> Directive: Whenever a line contains the string "this", copy it out of the entries.

> Records for the exercise:
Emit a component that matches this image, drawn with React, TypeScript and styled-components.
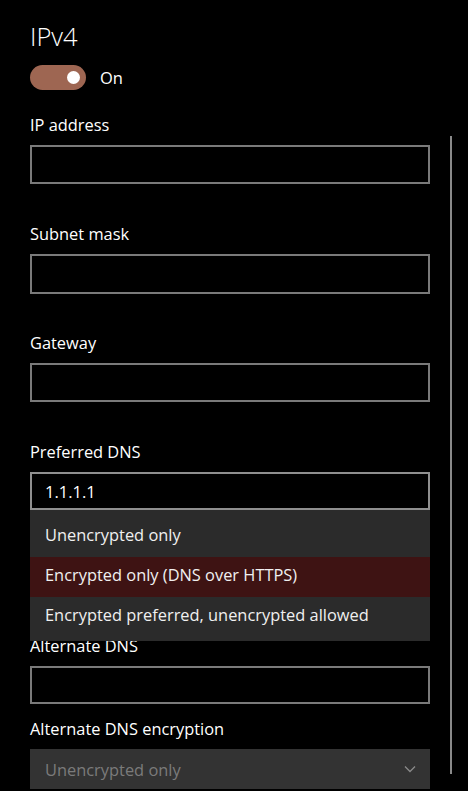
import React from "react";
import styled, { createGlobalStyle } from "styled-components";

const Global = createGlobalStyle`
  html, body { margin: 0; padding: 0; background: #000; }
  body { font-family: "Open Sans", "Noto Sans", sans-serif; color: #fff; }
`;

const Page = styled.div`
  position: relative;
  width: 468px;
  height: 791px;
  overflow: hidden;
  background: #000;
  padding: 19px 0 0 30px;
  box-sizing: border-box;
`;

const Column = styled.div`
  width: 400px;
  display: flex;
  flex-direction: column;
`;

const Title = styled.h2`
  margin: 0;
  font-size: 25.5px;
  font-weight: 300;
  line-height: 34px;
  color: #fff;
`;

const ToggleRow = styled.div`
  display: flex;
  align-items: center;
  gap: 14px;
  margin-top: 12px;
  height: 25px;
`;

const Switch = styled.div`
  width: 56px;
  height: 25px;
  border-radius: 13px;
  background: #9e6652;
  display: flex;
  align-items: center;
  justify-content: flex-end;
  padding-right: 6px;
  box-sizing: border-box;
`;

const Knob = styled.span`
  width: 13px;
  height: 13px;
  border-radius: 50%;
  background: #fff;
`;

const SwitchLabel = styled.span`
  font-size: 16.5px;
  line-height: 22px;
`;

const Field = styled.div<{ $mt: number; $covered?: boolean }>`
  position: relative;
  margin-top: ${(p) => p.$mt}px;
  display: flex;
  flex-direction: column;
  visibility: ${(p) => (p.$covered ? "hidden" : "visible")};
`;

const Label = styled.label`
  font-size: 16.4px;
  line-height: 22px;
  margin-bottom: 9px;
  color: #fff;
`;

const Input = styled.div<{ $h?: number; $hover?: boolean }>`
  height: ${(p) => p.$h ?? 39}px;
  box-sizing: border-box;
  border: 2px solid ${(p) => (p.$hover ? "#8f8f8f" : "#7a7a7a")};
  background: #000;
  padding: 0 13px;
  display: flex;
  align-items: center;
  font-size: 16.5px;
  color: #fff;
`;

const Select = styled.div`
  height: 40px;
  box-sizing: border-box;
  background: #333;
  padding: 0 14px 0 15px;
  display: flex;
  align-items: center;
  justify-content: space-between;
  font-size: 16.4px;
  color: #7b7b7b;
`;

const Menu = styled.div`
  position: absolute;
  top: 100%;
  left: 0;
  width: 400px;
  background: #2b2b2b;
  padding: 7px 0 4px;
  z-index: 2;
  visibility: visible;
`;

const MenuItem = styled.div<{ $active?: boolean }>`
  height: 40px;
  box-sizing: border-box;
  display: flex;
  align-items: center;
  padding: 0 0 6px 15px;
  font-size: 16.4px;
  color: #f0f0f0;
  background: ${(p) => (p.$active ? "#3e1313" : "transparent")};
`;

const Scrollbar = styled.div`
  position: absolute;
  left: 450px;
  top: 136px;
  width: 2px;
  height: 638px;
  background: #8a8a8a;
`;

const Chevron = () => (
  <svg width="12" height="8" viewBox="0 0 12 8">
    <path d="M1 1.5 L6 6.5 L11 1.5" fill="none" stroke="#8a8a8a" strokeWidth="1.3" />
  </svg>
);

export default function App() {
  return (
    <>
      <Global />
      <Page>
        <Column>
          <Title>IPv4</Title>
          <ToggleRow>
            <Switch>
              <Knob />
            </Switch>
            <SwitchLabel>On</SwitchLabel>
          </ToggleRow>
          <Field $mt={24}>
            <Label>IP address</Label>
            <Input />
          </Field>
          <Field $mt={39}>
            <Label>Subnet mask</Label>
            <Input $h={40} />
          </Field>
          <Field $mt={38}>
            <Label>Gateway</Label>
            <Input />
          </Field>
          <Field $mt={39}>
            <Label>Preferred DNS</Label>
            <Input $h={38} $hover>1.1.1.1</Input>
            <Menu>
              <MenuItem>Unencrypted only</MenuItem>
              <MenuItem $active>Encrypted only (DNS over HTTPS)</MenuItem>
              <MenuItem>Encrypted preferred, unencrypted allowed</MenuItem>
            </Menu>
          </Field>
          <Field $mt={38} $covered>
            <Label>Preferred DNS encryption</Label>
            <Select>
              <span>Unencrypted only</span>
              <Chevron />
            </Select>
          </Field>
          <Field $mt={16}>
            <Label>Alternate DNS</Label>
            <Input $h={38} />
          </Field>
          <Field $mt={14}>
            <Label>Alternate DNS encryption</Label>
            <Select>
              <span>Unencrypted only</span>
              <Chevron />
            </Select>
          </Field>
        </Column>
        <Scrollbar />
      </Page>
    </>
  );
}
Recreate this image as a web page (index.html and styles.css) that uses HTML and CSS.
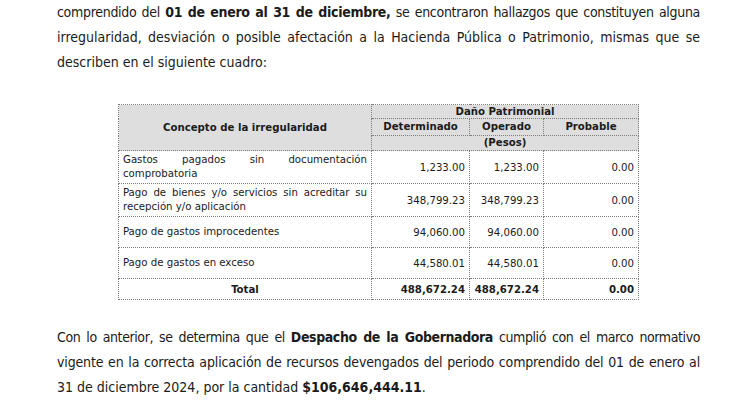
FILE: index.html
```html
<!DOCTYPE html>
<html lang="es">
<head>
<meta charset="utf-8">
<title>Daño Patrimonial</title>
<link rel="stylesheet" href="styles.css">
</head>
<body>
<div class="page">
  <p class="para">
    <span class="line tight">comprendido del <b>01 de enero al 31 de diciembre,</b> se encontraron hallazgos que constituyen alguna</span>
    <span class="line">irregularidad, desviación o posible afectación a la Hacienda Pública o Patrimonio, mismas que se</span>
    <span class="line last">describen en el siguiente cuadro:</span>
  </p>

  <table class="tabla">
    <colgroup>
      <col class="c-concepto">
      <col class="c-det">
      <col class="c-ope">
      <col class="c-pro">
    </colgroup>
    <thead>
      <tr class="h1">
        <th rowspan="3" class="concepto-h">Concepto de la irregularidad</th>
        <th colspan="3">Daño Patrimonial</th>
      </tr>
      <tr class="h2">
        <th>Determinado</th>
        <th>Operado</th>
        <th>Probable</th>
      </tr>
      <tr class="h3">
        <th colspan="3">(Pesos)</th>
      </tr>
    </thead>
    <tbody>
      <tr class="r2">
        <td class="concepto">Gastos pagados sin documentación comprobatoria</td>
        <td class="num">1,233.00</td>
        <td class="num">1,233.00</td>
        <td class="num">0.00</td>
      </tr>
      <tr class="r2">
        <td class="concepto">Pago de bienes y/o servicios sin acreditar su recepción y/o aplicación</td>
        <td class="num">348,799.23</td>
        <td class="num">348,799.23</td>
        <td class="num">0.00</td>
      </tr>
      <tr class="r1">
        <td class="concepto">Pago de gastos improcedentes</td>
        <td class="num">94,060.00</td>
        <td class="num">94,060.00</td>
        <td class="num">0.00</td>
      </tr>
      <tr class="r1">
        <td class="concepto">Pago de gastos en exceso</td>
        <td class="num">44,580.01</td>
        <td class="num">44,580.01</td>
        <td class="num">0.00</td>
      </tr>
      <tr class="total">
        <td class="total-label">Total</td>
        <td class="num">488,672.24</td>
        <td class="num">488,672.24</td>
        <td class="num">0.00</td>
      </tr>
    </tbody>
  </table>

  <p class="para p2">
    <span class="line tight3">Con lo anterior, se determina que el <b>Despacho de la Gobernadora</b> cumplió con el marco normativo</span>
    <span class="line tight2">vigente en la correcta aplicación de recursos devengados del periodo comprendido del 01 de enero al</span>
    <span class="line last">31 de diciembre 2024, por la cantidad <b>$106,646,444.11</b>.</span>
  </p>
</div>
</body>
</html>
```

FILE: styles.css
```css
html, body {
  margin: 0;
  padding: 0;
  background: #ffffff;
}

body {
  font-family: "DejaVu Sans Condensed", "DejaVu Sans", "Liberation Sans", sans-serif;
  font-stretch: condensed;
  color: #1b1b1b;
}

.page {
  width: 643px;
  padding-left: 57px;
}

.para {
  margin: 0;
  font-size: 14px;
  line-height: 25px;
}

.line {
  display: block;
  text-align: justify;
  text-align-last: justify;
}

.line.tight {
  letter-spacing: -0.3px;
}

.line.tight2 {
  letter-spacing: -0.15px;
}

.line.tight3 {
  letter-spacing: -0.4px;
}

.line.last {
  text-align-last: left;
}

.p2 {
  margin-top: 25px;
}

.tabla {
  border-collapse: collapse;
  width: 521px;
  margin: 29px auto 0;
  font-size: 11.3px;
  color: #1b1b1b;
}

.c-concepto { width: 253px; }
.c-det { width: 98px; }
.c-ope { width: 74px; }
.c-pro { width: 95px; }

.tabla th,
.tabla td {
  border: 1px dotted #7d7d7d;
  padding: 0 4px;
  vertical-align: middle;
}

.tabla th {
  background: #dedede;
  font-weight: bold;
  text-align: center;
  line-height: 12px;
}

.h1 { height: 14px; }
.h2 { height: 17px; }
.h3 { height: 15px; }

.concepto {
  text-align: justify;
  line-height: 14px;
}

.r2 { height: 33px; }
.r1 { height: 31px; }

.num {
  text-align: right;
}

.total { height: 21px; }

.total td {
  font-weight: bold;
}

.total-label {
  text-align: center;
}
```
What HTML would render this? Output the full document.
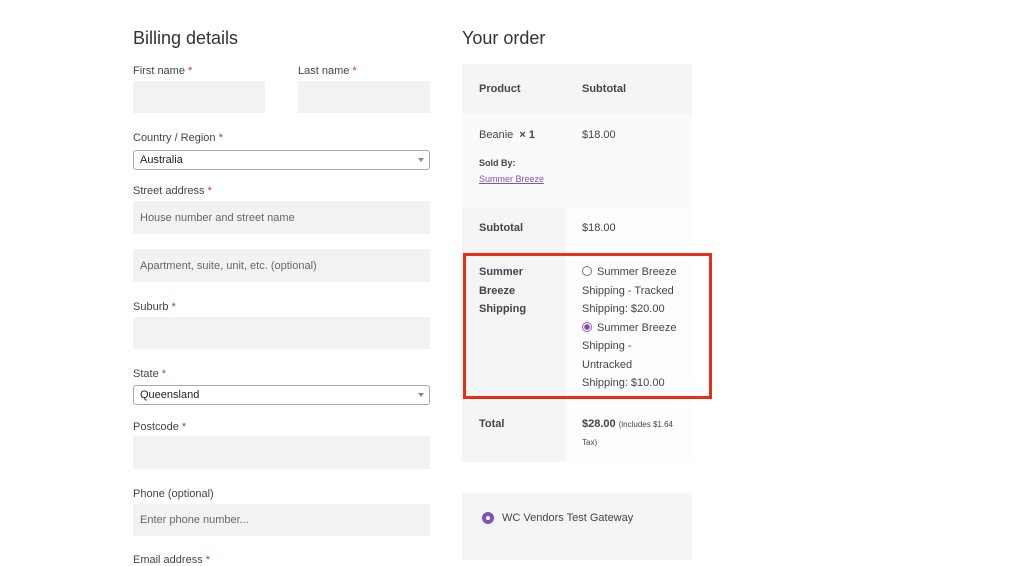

> Written solution:
Emit a component that matches this image, drawn with React, TypeScript and styled-components.
Recreate this image as a web page (index.html and styles.css) that uses HTML and CSS.
What HTML would render this? Output the full document.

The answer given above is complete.